For me, maybe I might say that I can identify as a:
Tennis player
Traveler
Writer
Fundraiser
Podcaster
Teacher
I’m not limited to these identities and I don’t always have to be identified with these things well into the future, but for now, these are part of my identity. If I want to add (or remove) something to (or from) my identity, I will need to follow a process.
And James Clear gives us a TWO-STEP process to change our identity:
Repeated Actions
You change bit-by-bit, day-by-day, habit-by-habit
Radical change isn’t required
Every action you take is a vote for the person you wish to become
You won’t always “vote” the same / right way every time, but if you do it the majority of the time, you will win.
Decide the person you want to become (WHO)

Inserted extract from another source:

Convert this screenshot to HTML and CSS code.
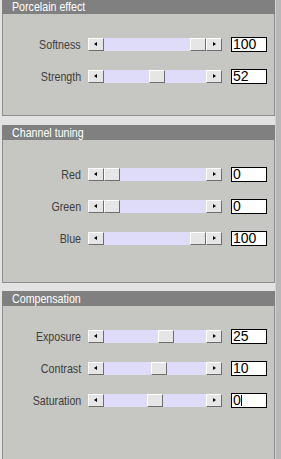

Your habits shape your identity, your identity shapes your habits
This creates a feedback loop in both directions of this concept, reinforcing both your identity and the habits associated with it
***
In Chapter 3, Clear reminds us that a habit is a behavior that has been repeated enough times to become automatic.

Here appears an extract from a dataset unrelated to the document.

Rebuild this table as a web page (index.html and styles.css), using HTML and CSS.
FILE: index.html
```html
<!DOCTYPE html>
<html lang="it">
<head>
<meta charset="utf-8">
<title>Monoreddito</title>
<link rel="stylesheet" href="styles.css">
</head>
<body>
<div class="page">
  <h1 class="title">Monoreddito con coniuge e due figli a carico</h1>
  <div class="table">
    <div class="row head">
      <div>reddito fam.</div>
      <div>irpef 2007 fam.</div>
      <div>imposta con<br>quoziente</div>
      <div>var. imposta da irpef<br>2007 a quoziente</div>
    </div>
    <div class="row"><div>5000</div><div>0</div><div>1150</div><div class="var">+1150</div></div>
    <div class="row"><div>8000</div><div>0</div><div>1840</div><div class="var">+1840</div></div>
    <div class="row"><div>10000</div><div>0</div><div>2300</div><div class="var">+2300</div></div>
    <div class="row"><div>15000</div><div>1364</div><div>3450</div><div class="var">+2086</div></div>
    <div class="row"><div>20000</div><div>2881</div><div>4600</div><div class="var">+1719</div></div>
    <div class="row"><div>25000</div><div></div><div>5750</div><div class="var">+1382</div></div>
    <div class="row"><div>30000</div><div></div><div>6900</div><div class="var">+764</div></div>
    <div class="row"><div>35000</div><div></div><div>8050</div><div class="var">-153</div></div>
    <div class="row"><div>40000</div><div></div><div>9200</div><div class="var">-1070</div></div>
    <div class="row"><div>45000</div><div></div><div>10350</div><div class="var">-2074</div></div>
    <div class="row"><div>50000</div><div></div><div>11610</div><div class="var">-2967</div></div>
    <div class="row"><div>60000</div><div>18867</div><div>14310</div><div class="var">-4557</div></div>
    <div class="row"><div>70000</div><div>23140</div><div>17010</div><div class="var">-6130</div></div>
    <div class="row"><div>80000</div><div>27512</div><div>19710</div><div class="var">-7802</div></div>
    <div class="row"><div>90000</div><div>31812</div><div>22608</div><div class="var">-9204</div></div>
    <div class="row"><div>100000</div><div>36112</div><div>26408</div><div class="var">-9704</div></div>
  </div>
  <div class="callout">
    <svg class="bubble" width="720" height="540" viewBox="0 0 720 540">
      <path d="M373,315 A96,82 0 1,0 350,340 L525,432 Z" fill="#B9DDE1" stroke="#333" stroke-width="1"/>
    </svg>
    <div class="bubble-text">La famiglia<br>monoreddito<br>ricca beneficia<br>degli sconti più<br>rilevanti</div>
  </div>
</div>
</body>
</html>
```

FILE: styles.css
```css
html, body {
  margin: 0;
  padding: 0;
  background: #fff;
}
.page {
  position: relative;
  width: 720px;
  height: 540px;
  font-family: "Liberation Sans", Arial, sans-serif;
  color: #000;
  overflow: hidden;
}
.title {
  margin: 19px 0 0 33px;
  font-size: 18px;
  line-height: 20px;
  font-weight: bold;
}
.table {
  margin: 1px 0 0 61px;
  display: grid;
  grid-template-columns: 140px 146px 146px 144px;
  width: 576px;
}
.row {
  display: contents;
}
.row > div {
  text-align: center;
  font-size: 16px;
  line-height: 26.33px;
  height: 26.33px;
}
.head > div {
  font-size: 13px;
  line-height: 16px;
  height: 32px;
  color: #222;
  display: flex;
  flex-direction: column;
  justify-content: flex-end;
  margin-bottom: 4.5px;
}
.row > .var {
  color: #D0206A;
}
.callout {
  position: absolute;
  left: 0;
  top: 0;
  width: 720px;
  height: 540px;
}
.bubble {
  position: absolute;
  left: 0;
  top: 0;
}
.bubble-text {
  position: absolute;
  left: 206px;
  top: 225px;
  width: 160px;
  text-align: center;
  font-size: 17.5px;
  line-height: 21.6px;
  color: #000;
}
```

When we form habits, it is a process that begins with trial and error.
This is the feedback loop behind all human behavior:
Try
Fail
Learn
Try Differently
Habits are reliable solutions to recurring problems in our environment. They are mental shortcuts drawn on by experience.
For now, pause and reflect for a few moments: What is an action you have tried at, failed at, learned from, and tried differently? Or, thinking differently, what is a routine you have that is repeated so automatically each day that you don’t even think about it. You and your mind have created a mental shortcut to make these behaviors more efficient.
***
Clear has identified FOUR STEPS to habit formation:
CUE – triggers brain to initiate a behavior [predicts reward]
CRAVING – the motivational force behind every habit
RESPONSE – the actual habit you perform [thought or action]
REWARD – the end goal of every habit
Everything in this process is not about the habit. It’s about the REWARD!
CUE – notices the reward
CRAVING – wanting the reward
RESPONSE – obtaining the reward
REWARD – satisfies and teaches us which actions are worth remembering
This is a neurological feedback loop – which is what James Clear calls “The Habit Loop.”
Clear then gives us 4 Laws of Behavior Change (and their opposites):
Make it Obvious (Invisible)
Make it Attractive (Unattractive)
Make it Easy (Difficult)
Make it Satisfying (Unsatisfying)
If you’re trying to form a new habit, you want to make it obvious, attractive, easy, and satisfying. If you are trying to change / avoid a bad behavior you do the inverse — which I put in parenthesis above. You make it invisible, unattractive, difficult, and unsatisfying.
This is the foundation on everything we are going to go over during the upcoming five weeks. For now, keep reading and get through chapters 4 through 7 for next week. That will cover the FIRST LAW: MAKE IT OBVIOUS.
You can also go to JamesClear.com/media and find some of the worksheets he references in the Audible version. These worksheets are likely available in the print edition. Keep reading. Soon you will be making 1% progress every day on your new habits.